Digital Selves

Sunday, October 10, 2010
First Aired: 
Sunday, October 19, 2008

What Is It

Second Life and dozens of other online adventures involve creating digital selves, and millions of users are taking advantage of the opportunity to develop new personas. Cyberpunk literature, like William Gibson's Neuromancer, describes worlds in which the line between digital selves and real selves is hard to draw.  What makes your digital self you?  What does your choice of digital selves show about you?  And what makes onscreen representation more or less effective as digital selves?  John and Ken are joined by Jeremy Bailenson, Director of Stanford's Virtual Human Interaction Lab, for a program recorded before a live audience at The Marsh theater in San Francisco.

Listening Notes

The idea of computer-generated representations of (possibly nonexistent or dead) people has been around since at least the 1980s, when William Gibson penned his famous cyberpunk novel Neuromancer. But what's special about these virtual humans or avatars, in contrast with other representations of people? Bailenson cites their realism---that is, their photographic, behavioral and other qualities that make them seem a lot like us---and describes how the rather primitive brains of real humans fail to distinguish between conspecifics and mere virtual representations thereof, as they fail (in some ways) to mark the difference between real pits and virtual ones.

Along with audience members, Ken and John press Bailenson on whether virtual humans and places should be considered real---in physical, social, and other senses. Is virtual reality a way to escape from reality, a way to break our "addiction" to reality, or a part of reality itself when it is coherent with the rest of our perceptions and activities?

Much of the discussion concerns the costs and benefits of using virtual reality. For the optimist, virtual reality offers a wealth of treasures: Potential immortality (sans consciousness, perhaps) through avatars that mirror the behavioral patterns of their users; more effective teachers, through new kinds of social interaction (like making eye contact with multiple students at once) that are physically impossible in the real world; and the treatment of phobias, chronic pains, and social problems by exploiting the phenomenon of presence. For the pessimist, virtual reality is a veritable garden of sin: Virtual crimes go unpunished due to lack of definition and regulation and also due to vague notions of what it is to count as a person; sexual activity is rampant, constituting around 85% of what goes on in virtual communities like Second Life; and for some, like video games, virtual reality promises to keep children from playing outdoors while simultaneously inuring them to violence.
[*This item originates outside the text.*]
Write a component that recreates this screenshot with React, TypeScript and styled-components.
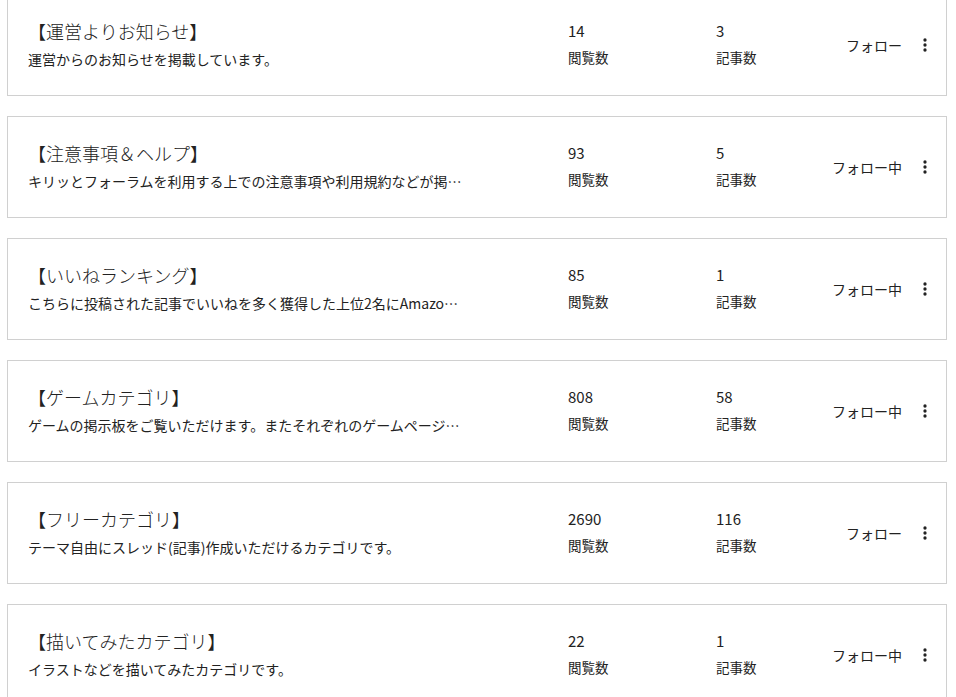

  • Roving Philosophical Report (seek to 6:44): Zoe Corneli takes a trip to Professor Bailenson's Virtual Human Interaction Lab at Stanford, where researchers build virtual environments for use in psychological experiments. According to Bailenson, these allow us to see whether (and, if so, how) the human condition is different in virtual worlds from the human condition in the real world. To get a taste of what he means, Zoe tests out a virtual environment called the "pit room". Intriguingly, she gets a fright, even though she believes the pit room to be virtual! This illustrates the phenomenon that virtual-reality researchers call presence, wherein users in some sense feel that they are "in" a virtual world.
  • Sixty-Second Philosopher (seek to 49:58): Ian Shoales considers the ethical status of so-called "trolls" and "griefers" -- individuals who, for the sake of what they call "lulz", vandalize and disrupt organized activity in virtual communities like Second Life, for instance by taking on the appearance of giant walking penises and floating through your virtual living room while your avatar tries to watch a movie.